What uses to make of it ?
This sound module has only one ambition: to propose a sound as faithful as possible to that of his illustrious big brother. The use is therefore identical, namely to have (almost) the typical Jupiter-8 sound, which is distinct especially in the lead-brass-pads and even the basses. The polyphony is smaller and will have to be taken into account for certain way to play.
This kind of sounds can be used for a variety of uses. Personally I will use it for sequenced basses, some leads, and also for very « sizzling » sounds.

Removing the hood:
On the embedded electronics, we’ve here what’s the best in terms of optimization and integration. The heart of the system is a kind of DSP named « ESC2 » that Roland now uses in all its « Aira » products (and possibly others). This circuit seems to be a « SoC » (System On Chip) that includes a CPU, a DSP, a firmware, some Ram memory … and probably other types of I/O circuits (usb bus management, etc …). ).

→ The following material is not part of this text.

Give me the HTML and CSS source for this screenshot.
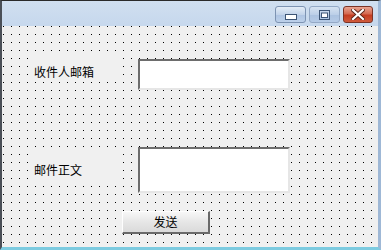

Finaly there is a Dynamic Ram circuit (256mb): ESMT M12L2561616A as well as another Roland chip (reference R5170036692) and an ARM STM32F100 controller. The onboard D / A converter is an AKM AK4385ET surrounded by some JRC 4556A amplifier circuits, but otherwise there is nothing else. It is really all about this ESC2 chip that does all the work. I suppose it’s exactly the same electronic circuit (obviously excepted the front pannel pcb) used on the other Boutique models (JX-03 and JU-06).